The time for snow sports is here. Despite an atypical but distinct lack of snow in certain areas of the United States, there are still spaces out there knee deep with white powder — and we don’t mean the Colombian kind. If you’re near one of these lucky locations and plan to hit the slopes this season, it might be time to upgrade your gear. These days anything without a sensor is considered pretty dumb, however.
Modern skis can now track descents and helmets can record high-definition video, and with the right set of goggles, you can turn your descent into a game that only benefits from light-up bindings. Below are a few of our favorite pieces of smart gear for the slopes, whether you’re into skiing or snowboarding.
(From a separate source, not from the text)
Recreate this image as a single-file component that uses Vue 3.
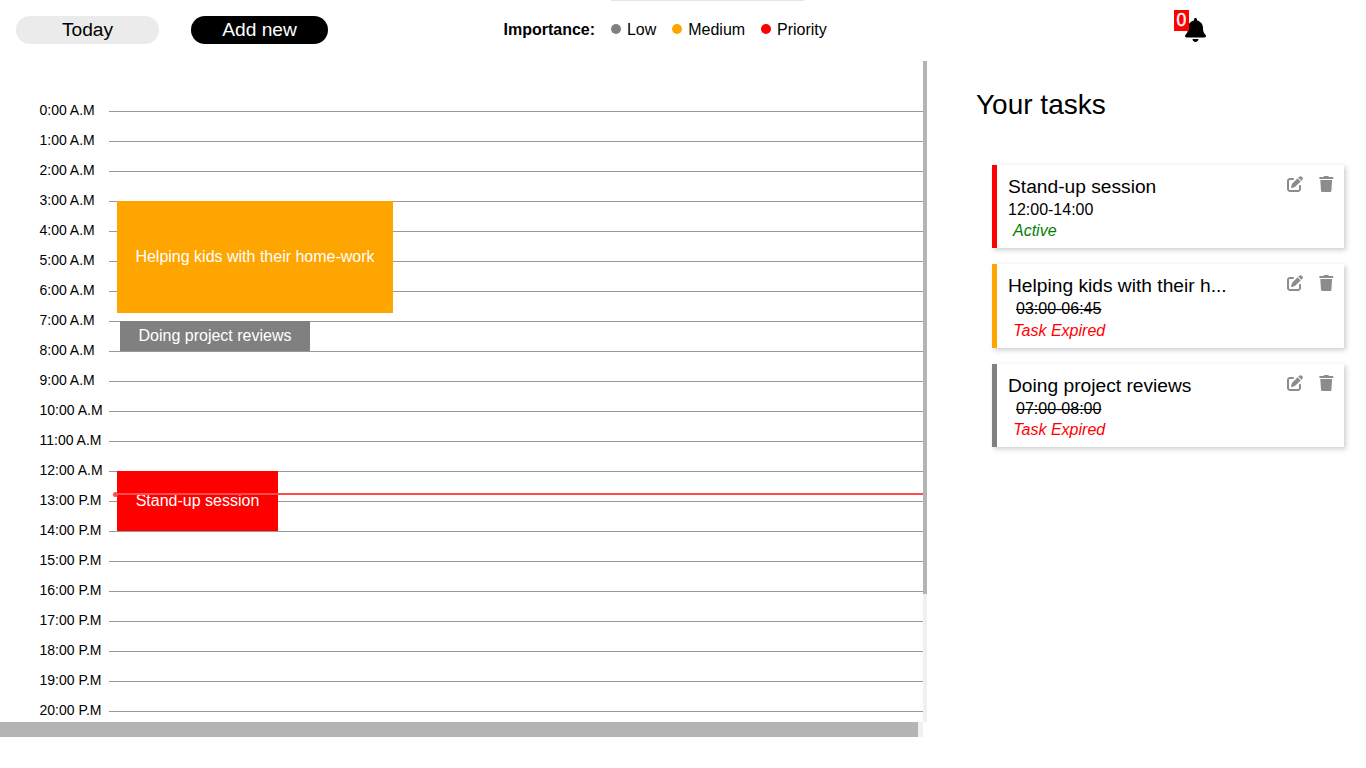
<script setup>
const hours = Array.from({ length: 21 }, (_, h) => `${h}:00 ${h < 13 ? 'A.M' : 'P.M'}`)

const events = [
  { name: 'Helping kids with their home-work', level: 'medium', left: 117, top: 140, width: 276, height: 112 },
  { name: 'Doing project reviews', level: 'low', left: 120, top: 260, width: 190, height: 30 },
  { name: 'Stand-up session', level: 'priority', left: 117, top: 410, width: 161, height: 60 },
]

const tasks = [
  { name: 'Stand-up session', time: '12:00-14:00', level: 'priority', expired: false },
  { name: 'Helping kids with their h...', time: '03:00-06:45', level: 'medium', expired: true },
  { name: 'Doing project reviews', time: '07:00-08:00', level: 'low', expired: true },
]

const box = (e) => ({
  left: e.left + 'px',
  top: e.top + 'px',
  width: e.width + 'px',
  height: e.height + 'px',
})
</script>

<template>
  <div class="page">
    <span class="top-strip"></span>
    <header class="bar">
      <button class="btn today">Today</button>
      <button class="btn add">Add new</button>
      <div class="legend">
        <b>Importance:</b>
        <span class="key"><i class="dot low"></i>Low</span>
        <span class="key"><i class="dot medium"></i>Medium</span>
        <span class="key"><i class="dot priority"></i>Priority</span>
      </div>
      <div class="bell">
        <svg width="21" height="24" viewBox="0 0 448 512">
          <path d="M224 512c35.3 0 64-28.700 64-64H160c0 35.300 28.700 64 64 64zm215.400-149.700c-19.300-20.800-55.500-52-55.500-154.300 0-77.700-54.500-139.900-127.900-155.200V32c0-17.700-14.300-32-32-32s-32 14.300-32 32v20.800C118.600 68.100 64.100 130.300 64.100 208c0 102.300-36.200 133.500-55.500 154.300-6 6.400-8.600 14.100-8.600 21.700.1 16.400 13 32 32.100 32h383.800c19.100 0 32-15.600 32.100-32 0-7.600-2.700-15.300-8.600-21.700z" />
        </svg>
        <span class="badge">0</span>
      </div>
    </header>

    <main class="body">
      <section class="calendar">
        <div class="view">
          <div class="grid">
            <div v-for="h in hours" :key="h" class="row">
              <span class="hour">{{ h }}</span>
              <span class="line"></span>
            </div>
          </div>
          <div v-for="e in events" :key="e.name" class="event" :class="e.level" :style="box(e)">
            <span>{{ e.name }}</span>
          </div>
          <div class="now"></div>
        </div>
        <div class="vbar"><div class="vthumb"></div></div>
        <div class="hbar"><div class="hthumb"></div></div>
      </section>

      <aside class="tasks">
        <h2>Your tasks</h2>
        <article v-for="t in tasks" :key="t.name" class="card" :class="'edge-' + t.level">
          <div class="info">
            <div class="name">{{ t.name }}</div>
            <div class="time" :class="{ done: t.expired }">{{ t.time }}</div>
            <div class="status" :class="{ late: t.expired }">{{ t.expired ? 'Task Expired' : 'Active' }}</div>
          </div>
          <div class="tools">
            <svg width="16" height="16" viewBox="0 0 512 512">
              <path d="M471.600 21.700c-21.900-21.900-57.300-21.900-79.200 0L362.300 51.700l97.900 97.900 30.100-30.100c21.900-21.900 21.900-57.300 0-79.200L471.600 21.700zM172.400 241.700c-6.100 6.100-10.800 13.600-13.500 21.900l-29.600 88.800c-2.900 8.600-.6 18.100 5.800 24.600s15.900 8.700 24.600 5.800l88.800-29.600c8.200-2.700 15.700-7.400 21.900-13.500L437.700 172.300 339.700 74.300 172.400 241.700zM96 64C43 64 0 107 0 160v256c0 53 43 96 96 96h256c53 0 96-43 96-96v-96c0-17.700-14.300-32-32-32s-32 14.300-32 32v96c0 17.700-14.300 32-32 32H96c-17.700 0-32-14.300-32-32V160c0-17.700 14.300-32 32-32h96c17.700 0 32-14.300 32-32s-14.300-32-32-32H96z" />
            </svg>
            <svg width="16" height="16" viewBox="0 0 16 16">
              <path d="M1.400 .9h4l.8-.9h4l.8.9h4.200V2.900H1.400zM2.300 4h11.800l-.7 10.700c-.1.800-.6 1.300-1.400 1.300H4.400c-.8 0-1.300-.5-1.400-1.300z" />
            </svg>
          </div>
        </article>
      </aside>
    </main>
  </div>
</template>

<style>
body {
  margin: 0;
  background: #fff;
  overflow: hidden;
}
</style>

<style scoped>
.page {
  position: relative;
  width: 1366px;
  height: 768px;
  overflow: hidden;
  font: 16px "Liberation Sans", Arial, sans-serif;
  color: #000;
}
.top-strip {
  position: absolute;
  left: 611px;
  top: 0;
  width: 193px;
  height: 1px;
  background: #e5e5e5;
}
.bar {
  display: flex;
  align-items: center;
  box-sizing: border-box;
  height: 61px;
  padding: 0 0 2px 16px;
}
.btn {
  height: 28px;
  padding: 0;
  border: 0;
  border-radius: 14px;
  font: 19.2px/28px "Liberation Sans", Arial, sans-serif;
}
.today {
  width: 143px;
  background: #ebebeb;
  color: #000;
}
.add {
  width: 137px;
  margin-left: 32px;
  background: #000;
  color: #fff;
}
.legend {
  display: flex;
  align-items: center;
  gap: 16px;
  width: 325px;
  margin-left: 175.500px;
}
.key {
  display: flex;
  align-items: center;
}
.dot {
  width: 10px;
  height: 10px;
  margin: 0 5.900px 1px 0;
  border-radius: 50%;
}
.low { background: gray; }
.medium { background: orange; }
.priority { background: red; }
.bell {
  position: relative;
  height: 24px;
  margin-left: 356.500px;
}
.bell svg {
  display: block;
}
.badge {
  position: absolute;
  left: -11px;
  top: -8px;
  width: 15px;
  height: 21px;
  background: red;
  color: #fff;
  font-size: 17.600px;
  line-height: 20px;
  text-align: center;
  -webkit-text-stroke: 0.4px #fff;
}
.body {
  display: flex;
}
.calendar {
  display: grid;
  grid-template: 661px 15px / 923px 4px;
}
.view {
  position: relative;
  overflow: hidden;
}
.grid {
  padding: 35px 0 0 39.500px;
}
.row {
  display: flex;
  align-items: center;
  height: 30px;
}
.hour {
  width: 69.500px;
  padding-bottom: 2px;
  font-size: 14px;
  line-height: 16px;
  white-space: nowrap;
}
.line {
  flex: 1;
  height: 1px;
  margin-top: 1px;
  background: #999;
}
.event {
  position: absolute;
  display: flex;
  align-items: center;
  justify-content: center;
  color: #fff;
  white-space: nowrap;
}
.now {
  position: absolute;
  left: 115px;
  right: 0;
  top: 432px;
  height: 2px;
  background: #ff4d4d;
}
.now::before {
  content: "";
  position: absolute;
  left: -2px;
  top: -1px;
  width: 5px;
  height: 5px;
  border-radius: 50%;
  background: #ff4d4d;
}
.vbar,
.hbar {
  background: #f0f0f0;
}
.vthumb {
  height: 533px;
  background: #b4b4b4;
}
.hthumb {
  width: 918px;
  height: 15px;
  background: #b4b4b4;
}
.tasks {
  width: 369px;
  margin-left: 49px;
}
h2 {
  margin: 27px 0 44px;
  font-size: 28px;
  font-weight: 400;
  line-height: 33px;
}
.card {
  display: flex;
  justify-content: space-between;
  box-sizing: border-box;
  width: 352px;
  height: 83.400px;
  margin: 0 0 16px 16px;
  padding: 10px 10px 0 11px;
  border-left: 5px solid;
  box-shadow: 2px 2px 5px rgba(0, 0, 0, 0.2);
}
.edge-low { border-color: gray; }
.edge-medium { border-color: orange; }
.edge-priority { border-color: red; }
.name {
  font-size: 19.200px;
  line-height: 23px;
}
.time {
  line-height: 24px;
}
.done {
  margin-left: 8px;
  text-decoration: line-through;
}
.status {
  margin-top: 0.250px;
  padding-left: 5px;
  font-style: italic;
  line-height: 18.400px;
  color: green;
}
.late {
  padding-left: 5.300px;
  color: red;
}
.tools {
  display: flex;
  gap: 15px;
  padding-top: 1px;
  fill: #8c8c8c;
}
</style>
Madhaus has been making cross country skis since 1906, and was the first to read the writing on the wall and release a pair of connected cross-country skis. The skis use triaxial carbon construction and come with an embedded RFID chip that allows you to follow your skis through production and beyond. However, before you even get your skis, the Madshus Empower iOS and Android app can help you figure out which ones are best for you. Once you input your measurements and skills, the app will match the ski length, flex, and camber height to your weight, height, and ability level. Keep in mind, the tech is helpful for those with more than one pair of skis, as you can monitor all Madhaus skis in your collection. More importantly, the skis allow you to track your run metrics, including distance, speed, and temperature. The app automatically creates a log, too, and Empower monitors the skis’ condition so you always know your wax status.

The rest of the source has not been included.